Ibrí Jaldún dio testimonio del temor que experimentaban los árabes, y sobre todo los berberiscos, ante el Mar Blanco: al-bahr al-abyad. Los árabes llamaron así al Mediterráneo, y también le dieron nombres de otras naciones: Mar de los Bizantinos, Mar Sirio. Llamaron al océano Mar de las Tinieblas (al-bahr al-zulumat), y temían aventurarse en él. Su propensión marítima era limitada y ocasional. En cualquier caso, el Corán reconoce "dos mares, separados uno de otro por una barrera, sin que puedan encontrarse nunca" (LV, 19). "Las perlas y el coral vienen del mar" (LV, 22). En las metáforas figuran incluso "los siete mares". El Profeta saludó a las embarcaciones que navegaban, permitió comer todo lo que viene del mar y apoderarse de todo lo que en él se encuentra. Según algunos hadices (que figuran entre los más creíbles), también alentó a las conquistas de otros mares y recordó que una victoria marítima equivalía a diez victorias en tierra. El desierto, que según la Biblia se parece al mar, absorbió la potencia de las naciones que lo rodean: a los que luchaban contra las dunas no les quedaban suficientes fuerzas para enfrentarse al oleaje.

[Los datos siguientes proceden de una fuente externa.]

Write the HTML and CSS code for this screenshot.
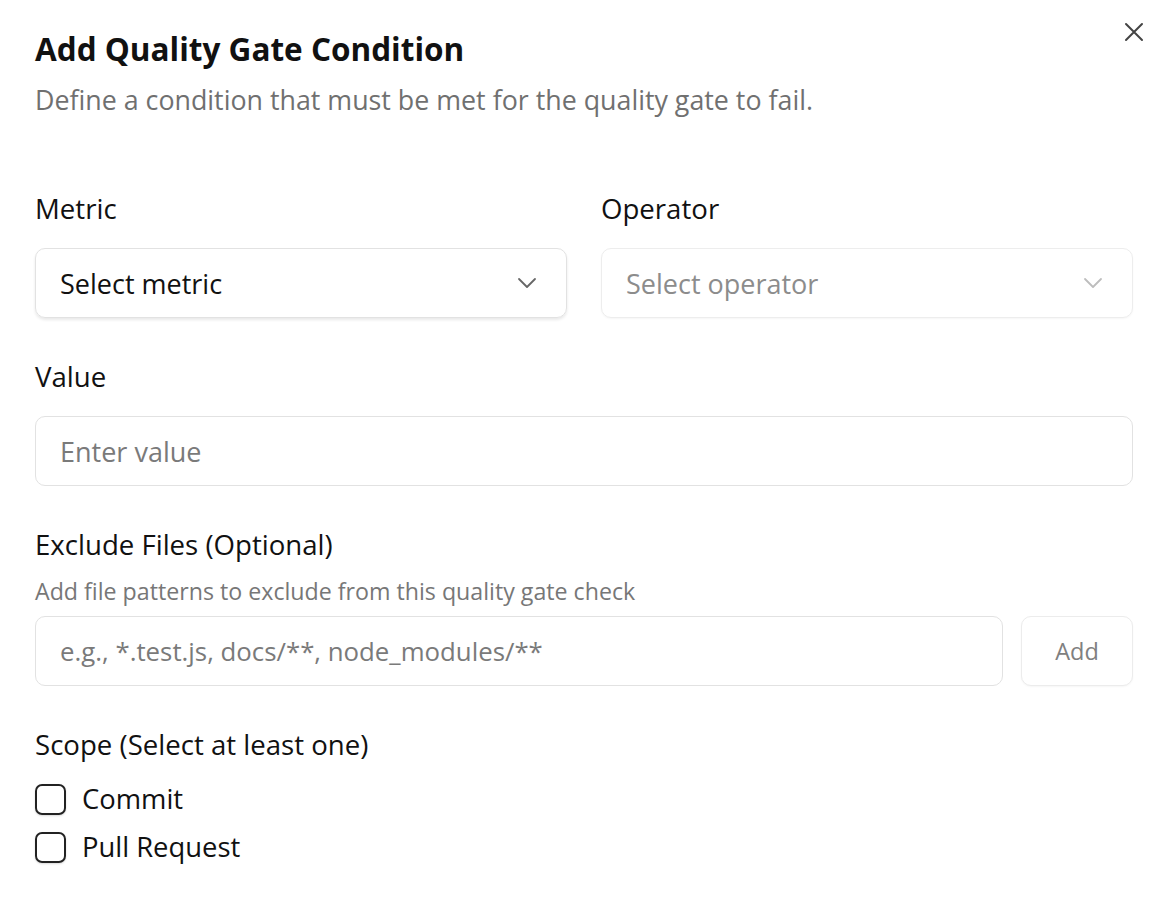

El mar cambia de género de un litoral a otro: es neutro en latín o en las lenguas eslavas, masculino en italiano, femenino en francés, masculino o femenino en español; posee dos nombres masculinos en árabe; el griego, en sus múltiples designaciones compuestas o superpuestas, le otorga todos los géneros.
Es difícil trazar las fronteras que separan los mares. Generalmente, estos límites no son marítimos, sino que están trazados en los continentes. Así era ayer y así es también hoy. Estas observaciones podrían probablemente ayudar a comprender algunas de las relaciones entre los pueblos que habitan los contornos del mar que muchos consideramos nuestro: Mare Nóstrum, más particular que común, dividido entre nosotros y por nosotros.